Optimal Control of Longitudinal Motion of an Elastic Rod Using Boundary Forces

This study is devoted to the issues of controllability and optimization of oscillatory motions of dynamic systems with distributed parameters. The longitudinal displacements of a thin rectilinear elastic rod are considered. Based on the method of integrodifferential relations proposed by the authors, a generalized formulation of the initial-boundary value problem is given, the solution of which is sought with respect to the kinematic and dynamic variables in a Sobolev energy space. For the case of a uniform rod controlled by external forces applied at both ends, the critical time for which the system can be brought to the rest is determined and the impossibility for arbitrary initial conditions of bringing the points of the rod to the zero state is shown.
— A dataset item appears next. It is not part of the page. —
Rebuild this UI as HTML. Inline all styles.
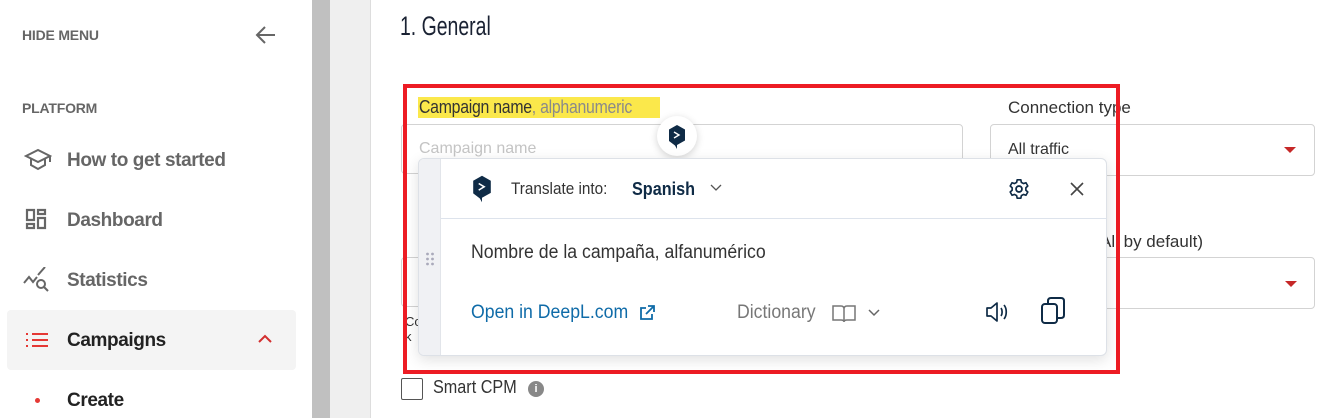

For fixed time intervals longer than the critical one, the problem is posed to optimally bring the system to the zero state. In this case, the minimized functional is the mean mechanical energy stored in the rod during motion. It is shown that using the d’Alembert representation (in the form of traveling waves), taking into account the properties of the generalized solution, the two-dimensional in space and time control problem is reduced to the classical one-dimensional quadratic variational problem with fixed ends, which is specified with respect to two unknown d’Alembert functions. Using the methods of the calculus of variations, the optimal control and the corresponding motion of the rod are found explicitly. The dependence of the mean energy stored in the system on the control time is analyzed.